肉盛材Oは、非特許文献1の高クロム鋳鉄系の材料で、溶接割れおよび研削加工時に欠損が発生し、スプロケットプロフィール形成が出来ず、実機使用に至らなかった比較例である。
この試験結果から、素材形状のスプロケットに肉盛溶接して肉盛溶接金属を形成した発明品は、経済面から塑性変形を防止しかつ耐摩耗性に優れていることがわかる。

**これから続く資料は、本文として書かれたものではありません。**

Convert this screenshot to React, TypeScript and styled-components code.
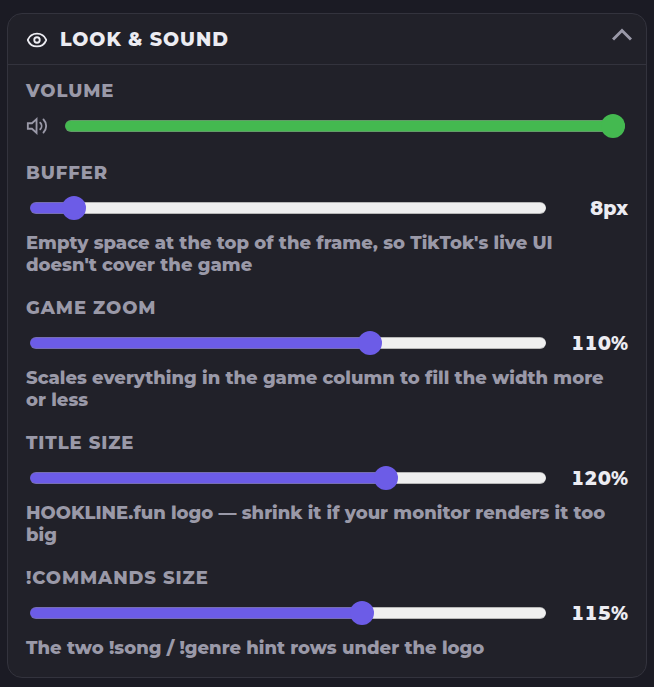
import { useState } from 'react';
import type { CSSProperties } from 'react';
import styled, { createGlobalStyle } from 'styled-components';
import { Eye } from 'lucide-react';

const GlobalStyle = createGlobalStyle`
  * { box-sizing: border-box; }
  body {
    margin: 0;
    background: #1b1b24;
    font-family: Montserrat, Inter, 'Open Sans', sans-serif;
    font-size: 18px;
    line-height: 22px;
    font-weight: 800;
    color: #9a99a8;
  }
`;

const Page = styled.main`
  padding: 13px 7px 9px;
`;

const Card = styled.section`
  border: 1px solid #33333d;
  border-radius: 15px;
  background: #212129;
`;

const Header = styled.button`
  display: flex;
  align-items: center;
  gap: 12px;
  width: 100%;
  height: 50px;
  padding: 13px 14px 12px 18px;
  border: 0;
  background: none;
  color: #ececf2;
  font: inherit;
  text-align: left;
  cursor: pointer;
`;

const Title = styled.span`
  flex: 1;
  font-size: 19px;
  line-height: 24px;
  letter-spacing: 0.05em;
`;

const Chevron = styled.svg<{ $open: boolean }>`
  align-self: flex-start;
  color: #9a99a8;
  transform: ${(p) => (p.$open ? 'none' : 'rotate(180deg)')};
`;

const Body = styled.div`
  display: flex;
  flex-direction: column;
  gap: 21px;
  padding: 15px 18px 18px;
  border-top: 1px solid #33333d;
`;

const Field = styled.div`
  display: flex;
  flex-direction: column;
  gap: 10px;
`;

const VolumeField = styled(Field)`
  padding-bottom: 1px;
`;

const Label = styled.label`
  letter-spacing: 0.05em;
`;

const SliderRow = styled.div`
  display: flex;
  align-items: center;
  gap: 24px;
  height: 28px;
  padding-left: 4px;
`;

const VolumeRow = styled(SliderRow)`
  gap: 17px;
  padding: 0 3px 0 0;
`;

const Slider = styled.input<{ $accent: string }>`
  appearance: none;
  flex: 1;
  min-width: 0;
  height: 24px;
  margin: 0;
  background: none;
  cursor: pointer;

  &::-webkit-slider-runnable-track {
    height: 12px;
    border: 1px solid rgba(128, 128, 128, 0.5);
    border-width: 1px 0;
    border-radius: 6px;
    background: linear-gradient(
        to right,
        ${(p) => p.$accent} var(--fill),
        #efefef var(--fill)
      )
      border-box;
  }
  &::-webkit-slider-thumb {
    appearance: none;
    width: 24px;
    height: 24px;
    margin-top: -7px;
    border: 0;
    border-radius: 50%;
    background: ${(p) => p.$accent};
  }
`;

const Value = styled.output`
  width: 58px;
  padding-top: 2px;
  color: #ececf2;
  font-size: 19px;
  line-height: 24px;
  font-variant-numeric: tabular-nums;
  text-align: right;
  white-space: nowrap;
`;

const Hint = styled.p`
  margin: 0;
`;

const settings = [
  { id: 'buffer', label: 'BUFFER', min: 0, max: 122, initial: 8, unit: 'px', hint: "Empty space at the top of the frame, so TikTok's live UI doesn't cover the game" },
  { id: 'zoom', label: 'GAME ZOOM', min: 50, max: 140, initial: 110, unit: '%', hint: 'Scales everything in the game column to fill the width more or less' },
  { id: 'title', label: 'TITLE SIZE', min: 50, max: 150, initial: 120, unit: '%', hint: 'HOOKLINE.fun logo — shrink it if your monitor renders it too big' },
  { id: 'commands', label: '!COMMANDS SIZE', min: 50, max: 150, initial: 115, unit: '%', hint: 'The two !song / !genre hint rows under the logo' },
];

type RangeProps = { id: string; min: number; max: number; value: number; accent: string; onChange: (v: number) => void };

function Range({ id, min, max, value, accent, onChange }: RangeProps) {
  const fill = `${((value - min) / (max - min)) * 100}%`;
  return (
    <Slider
      id={id}
      type="range"
      min={min}
      max={max}
      value={value}
      $accent={accent}
      style={{ '--fill': fill } as CSSProperties}
      onChange={(e) => onChange(Number(e.target.value))}
    />
  );
}

function SpeakerIcon() {
  return (
    <svg width="22" height="22" viewBox="0 0 24 24" fill="none" stroke="currentColor" strokeWidth="2" strokeLinecap="round" aria-hidden="true">
      <path d="M11.5 4.5 6.5 9H2v6h4.5l5 4.5z" />
      <path d="M15.54 8.46a5 5 0 0 1 0 7.07" />
      <path d="M19.07 4.93a10 10 0 0 1 0 14.14" />
    </svg>
  );
}

function Setting({ id, label, min, max, initial, unit, hint }: (typeof settings)[number]) {
  const [value, setValue] = useState(initial);
  return (
    <Field>
      <Label htmlFor={id}>{label}</Label>
      <SliderRow>
        <Range id={id} min={min} max={max} value={value} accent="#6c5ce7" onChange={setValue} />
        <Value htmlFor={id}>{value}{unit}</Value>
      </SliderRow>
      <Hint>{hint}</Hint>
    </Field>
  );
}

export default function App() {
  const [open, setOpen] = useState(true);
  const [volume, setVolume] = useState(100);
  return (
    <>
      <GlobalStyle />
      <Page>
        <Card>
          <Header type="button" aria-expanded={open} onClick={() => setOpen(!open)}>
            <Eye size={22} />
            <Title>LOOK &amp; SOUND</Title>
            <Chevron $open={open} width="20" height="14" viewBox="0 0 20 14" fill="none" stroke="currentColor" strokeWidth="3">
              <path d="M1 12.5 10 3.5l9 9" />
            </Chevron>
          </Header>
          {open && (
            <Body>
              <VolumeField>
                <Label htmlFor="volume">VOLUME</Label>
                <VolumeRow>
                  <SpeakerIcon />
                  <Range id="volume" min={0} max={100} value={volume} accent="#44b950" onChange={setVolume} />
                </VolumeRow>
              </VolumeField>
              {settings.map((s) => (
                <Setting key={s.id} {...s} />
              ))}
            </Body>
          )}
        </Card>
      </Page>
    </>
  );
}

一焼結設備にスプロケットが複数設置され、スプロケットは多数の歯から構成されていることに鑑みれば、このスプロケットを採用することにより、スプロケットそのものだけでなく入れ替えコストの低減を図ることができるので、多大な経済的効果をもたらすことも期待できる。
本発明は、製鉄所における製銑工程に供する焼結鉱を製造する焼結機のスプロケット歯面に用いる硬化肉盛溶接材料として有用である。
1 スプロケット歯
2 スキンカット部
3 肉盛溶接部

Claims (2)

  1. 低炭素鋼フープ材と充填剤とからなる、下方吸引式焼結機のスプロケット用硬化肉盛溶接複合ワイヤにおいて、
    上記複合ワイヤが質量%で、
    C:1.0〜2.5質量%
    Ti:3.0〜8.0質量%
    Cr:3.0〜8.0質量%
    Mo:0.5〜3.0質量%
    Ni:0.5〜5.0質量%を含有し、
    さらに、
    V:0.1〜1.0質量%
    Nb:0.4〜2.0質量%のいずれか1種または2種を含有し、
    残部がFeと、Si:0.3〜1.0質量%およびMn:0.5〜1.5質量%の脱酸剤と、不可避的不純物とからなる
    ことを特徴とする焼結機のスプロケット用硬化肉盛溶接複合ワイヤ。
  2. 焼結鉱を製造する下方吸引式焼結機のスプロケットであって、
    スプロケットの歯に硬化肉盛溶接複合ワイヤが肉盛溶接されており、
    前記硬化肉盛溶接複合ワイヤが質量%で、
    C:1.0〜2.5質量%
    Ti:3.0〜8.0質量%
    Cr:3.0〜8.0質量%
    Mo:0.5〜3.0質量%
    Ni:0.5〜5.0質量%を含有し、
    さらに、
    V:0.1〜1.0質量%
    Nb:0.4〜2.0質量%のいずれか1種または2種を含有し、
    残部がFeと、Si:0.3〜1.0質量%およびMn:0.5〜1.5質量%の脱酸剤と、不可避的不純物とからなる
    ことを特徴とするスプロケット。